Copy exactly the lines that run from the top of the listing to the line containing "string; lines?: string[];", both ends included, and omit the pictures.

○ ○ ○

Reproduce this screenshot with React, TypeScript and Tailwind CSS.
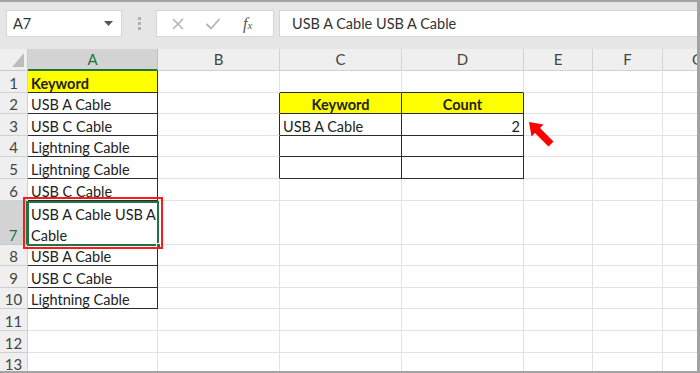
import React from "react";

const font = { fontFamily: "Lato, 'Open Sans', sans-serif" };

const cols = ["A", "B", "C", "D", "E", "F", "G"];
const rowHeights = [21.6, 21.6, 21.6, 21.6, 21.6, 21.6, 44, 21.6, 21.6, 21.6, 21.6, 21.6, 21.6];

type Cell = { text?: string; lines?: string[]; bold?: boolean; yellow?: boolean; align?: "left" | "center" | "right" };

const data: Record<string, Cell> = {
  A1: { text: "Keyword", bold: true, yellow: true },
  A2: { text: "USB A Cable" },
  A3: { text: "USB C Cable" },
  A4: { text: "Lightning Cable" },
  A5: { text: "Lightning Cable" },
  A6: { text: "USB C Cable" },
  A7: { lines: ["USB A Cable USB A", "Cable"] },
  A8: { text: "USB A Cable" },
  A9: { text: "USB C Cable" },
  A10: { text: "Lightning Cable" },
  C2: { text: "Keyword", bold: true, yellow: true, align: "center" },
  D2: { text: "Count", bold: true, yellow: true, align: "center" },
  C3: { text: "USB A Cable" },
  D3: { text: "2", align: "right" },
};

function darkRight(c: string, r: number) {
  if (c === "A" && r >= 1 && r <= 10) return true;
  if ((c === "B" || c === "C" || c === "D") && r >= 2 && r <= 5) return true;
  return false;
}
function darkBottom(c: string, r: number) {
  if (c === "A" && r >= 1 && r <= 10) return true;
  if ((c === "C" || c === "D") && r >= 1 && r <= 5) return true;
  return false;
}

export default function App() {
  return (
    <div
      className="w-[700px] h-[373px] overflow-hidden bg-[#e6e6e6] border-t-2 border-r-[3px] border-b-2 border-[#a3a3a3] flex flex-col relative"
      style={font}
    >
      {/* Toolbar */}
      <div className="h-[47px] shrink-0 flex items-start pt-[8px]">
        <div className="ml-[6px] w-[116px] h-[27px] bg-white border border-[#d6d6d6] flex items-center justify-between pl-[6px] pr-[8px]">
          <span className="text-[14.5px] text-[#333]">A7</span>
          <svg width="9" height="5" viewBox="0 0 9 5">
            <polygon points="0,0 9,0 4.5,5" fill="#555" />
          </svg>
        </div>
        <div className="w-[34px] h-[27px] flex flex-col items-center justify-center gap-[2px]">
          <div className="w-[3px] h-[3px] bg-[#b0b0b0]" />
          <div className="w-[3px] h-[3px] bg-[#b0b0b0]" />
          <div className="w-[3px] h-[3px] bg-[#b0b0b0]" />
        </div>
        <div className="w-[118px] h-[27px] bg-white border border-[#d6d6d6] flex items-center">
          <svg width="14" height="14" viewBox="0 0 14 14" className="ml-[14px]">
            <path d="M2 2 L12 12 M12 2 L2 12" stroke="#b4b4b4" strokeWidth="1.6" />
          </svg>
          <svg width="16" height="14" viewBox="0 0 16 14" className="ml-[20px]">
            <path d="M1.5 7 L6 11.5 L14.5 2" stroke="#b4b4b4" strokeWidth="1.8" fill="none" />
          </svg>
          <span
            className="ml-[22px] text-[16px] italic text-[#555]"
            style={{ fontFamily: "'Liberation Serif', serif" }}
          >
            f<span className="text-[11px]">x</span>
          </span>
        </div>
        <div className="ml-[5px] flex-1 h-[27px] bg-white border border-[#d6d6d6] border-r-0 flex items-center pl-[12px]">
          <span className="text-[14.5px] text-[#333]">USB A Cable USB A Cable</span>
        </div>
      </div>

      {/* Sheet */}
      <div className="flex-1 bg-white overflow-hidden">
        <div className="grid grid-cols-[28px_130px_122px_122px_122px_69px_70px_70px] w-[733px]">
          {/* header row */}
          <div className="h-[22px] bg-[#efefef] border-r border-b border-[#c8c8c8] flex items-end justify-end pr-[3px] pb-[3px]">
            <svg width="12" height="14" viewBox="0 0 12 14">
              <polygon points="12,0 12,14 0,14" fill="#bdbdbd" />
            </svg>
          </div>
          {cols.map((c) =>
            c === "A" ? (
              <div
                key={c}
                className="h-[22px] bg-[#d3d3d3] border-r border-[#c0c0c0] border-b-2 border-b-[#217346] flex items-center justify-center text-[15px] text-[#217346]"
              >
                {c}
              </div>
            ) : (
              <div
                key={c}
                className="h-[22px] bg-[#efefef] border-r border-b border-[#d2d2d2] flex items-center justify-center text-[15px] text-[#444]"
              >
                {c}
              </div>
            )
          )}

          {rowHeights.map((h, i) => {
            const r = i + 1;
            const sel = r === 7;
            return (
              <React.Fragment key={r}>
                <div
                  className={
                    sel
                      ? "bg-[#d3d3d3] border-r-2 border-r-[#217346] border-b border-b-[#c8c8c8] flex items-end justify-center text-[15px] text-[#217346] leading-[21px] overflow-hidden"
                      : "bg-[#efefef] border-r border-b border-[#d0d0d0] flex items-end justify-center text-[15px] text-[#444] leading-[21px] overflow-hidden"
                  }
                  style={{ height: h }}
                >
                  <span className="block translate-y-[2px]">{r}</span>
                </div>
                {cols.map((c) => {
                  const cell = data[c + r];
                  const rd = darkRight(c, r);
                  const bd = darkBottom(c, r);
                  const cls = [
                    "border-r border-b px-[3px] text-[14.5px] text-[#222] leading-[21px] overflow-hidden flex items-end whitespace-nowrap",
                    rd ? "border-r-[#2b2b2b]" : "border-r-[#e2e2e2]",
                    bd ? "border-b-[#2b2b2b]" : "border-b-[#e2e2e2]",
                    cell?.yellow ? "bg-[#ffff00]" : "bg-white",
                    cell?.bold ? "font-bold" : "",
                    cell?.align === "center" ? "justify-center text-center" : cell?.align === "right" ? "justify-end text-right" : "",
                  ].join(" ");
                  return (
                    <div key={c} className={cls} style={{ height: h }}>
                      {cell?.text ? <span className="block translate-y-[2px]">{cell.text}</span> : null}
                      {cell?.lines ? (
                        <div className="flex flex-col translate-y-[2px]">
                          {cell.lines.map((l) => (
                            <span key={l} className="block">
                              {l}
                            </span>
                          ))}
                        </div>
                      ) : null}
                    </div>
                  );
                })}
              </React.Fragment>
            );
          })}
        </div>
      </div>

      {/* selection overlay for A7 */}
      <div className="absolute left-[27px] top-[199px] w-[132px] h-[45px] border-2 border-[#217346] pointer-events-none">
        <div className="absolute right-[-4px] bottom-[-4px] w-[5px] h-[5px] bg-[#217346] border border-white" />
      </div>
      {/* red highlight box */}
      <div className="absolute left-[23px] top-[195px] w-[140px] h-[52px] border-2 border-[#ff1a1a] pointer-events-none" />

      {/* red arrow */}
      <svg className="absolute left-[526px] top-[117px]" width="30" height="30" viewBox="0 0 30 30">
        <polygon
          points="3,3 17.5,5.5 14,9 27.5,22.5 22.5,27.5 9,14 5.5,17.5"
          fill="#ff0000"
        />
      </svg>
    </div>
  );
}
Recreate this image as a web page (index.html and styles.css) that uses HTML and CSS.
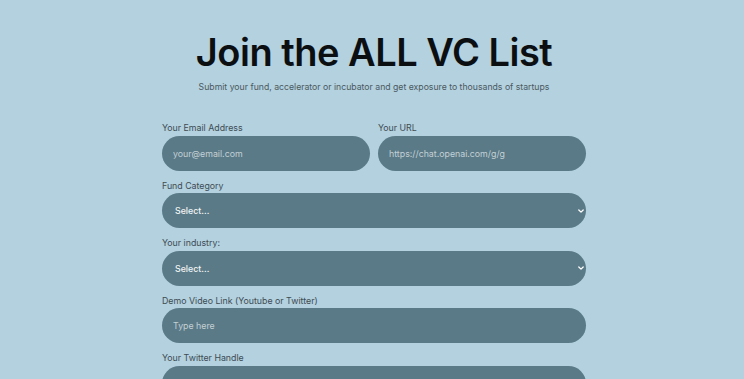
FILE: index.html
```html
<!DOCTYPE html>
<html lang="en">
<head>
  <meta charset="UTF-8" />
  <meta name="viewport" content="width=device-width, initial-scale=1.0"/>
  <title>Join the ALL VC List</title>
  <link rel="stylesheet" href="styles.css">
</head>
<body>
<div class="page">
  <h1 class="title">Join the ALL VC List</h1>
  <p class="subtitle">Submit your fund, accelerator or incubator and get exposure to thousands of startups</p>
  <form class="form">
    <div class="row two">
      <div class="field">
        <label>Your Email Address</label>
        <input type="text" placeholder="your@email.com">
      </div>
      <div class="field">
        <label>Your URL</label>
        <input type="text" placeholder="https://chat.openai.com/g/g">
      </div>
    </div>
    <div class="field">
      <label>Fund Category</label>
      <div class="select">
        <span>Select...</span>
        <svg width="8" height="8" viewBox="0 0 8 8"><path d="M1.8 3 L4 5.1 L6.2 3" fill="none" stroke="#fff" stroke-width="1.3" stroke-linecap="round" stroke-linejoin="round"/></svg>
      </div>
    </div>
    <div class="field">
      <label>Your industry:</label>
      <div class="select">
        <span>Select...</span>
        <svg width="8" height="8" viewBox="0 0 8 8"><path d="M1.8 3 L4 5.1 L6.2 3" fill="none" stroke="#fff" stroke-width="1.3" stroke-linecap="round" stroke-linejoin="round"/></svg>
      </div>
    </div>
    <div class="field">
      <label>Demo Video Link (Youtube or Twitter)</label>
      <input type="text" placeholder="Type here">
    </div>
    <div class="field">
      <label>Your Twitter Handle</label>
      <input type="text" placeholder="@handle">
    </div>
  </form>
</div>
</body>
</html>
```
FILE: styles.css
```css
* { box-sizing: border-box; margin: 0; padding: 0; }
html, body { height: 100%; background: #b3d1df; font-family: Inter, 'Noto Sans', sans-serif; overflow: hidden; }
.page { width: 424px; margin: 0 auto; padding-top: 29px; transform: translateX(2px); }
.title { text-align: center; font-size: 38px; font-weight: 600; letter-spacing: -0.5px; color: #0b0f12; line-height: 46px; }
.subtitle { text-align: center; font-size: 8.7px; color: #4b5960; margin-top: 6px; line-height: 12px; white-space: nowrap; }
.form { margin-top: 28px; display: flex; flex-direction: column; gap: 8px; }
.row.two { display: flex; gap: 8px; }
.row.two .field { flex: 1; }
.field { display: flex; flex-direction: column; }
.field label { font-size: 8.8px; color: #3e4c53; line-height: 13px; margin-bottom: 1.5px; }
.field input, .select { height: 35px; border: none; border-radius: 18px; background: #5a7a87; padding: 0 11px; font-family: inherit; font-size: 8.8px; color: #fff; outline: none; }
.field input::placeholder { color: #c3d0d5; }
.select { display: flex; align-items: center; justify-content: space-between; padding: 0 1px 0 13px; color: #f2f5f6; font-weight: 500; }
```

○ ○ ○

→ ANSWER TO THIS EXERCISE:
Reproduce this screenshot with React, TypeScript and Tailwind CSS.
import React from "react";

const font = { fontFamily: "Lato, 'Open Sans', sans-serif" };

const cols = ["A", "B", "C", "D", "E", "F", "G"];
const rowHeights = [21.6, 21.6, 21.6, 21.6, 21.6, 21.6, 44, 21.6, 21.6, 21.6, 21.6, 21.6, 21.6];

type Cell = { text?: string; lines?: string[]; bold?: boolean; yellow?: boolean; align?: "left" | "center" | "right" };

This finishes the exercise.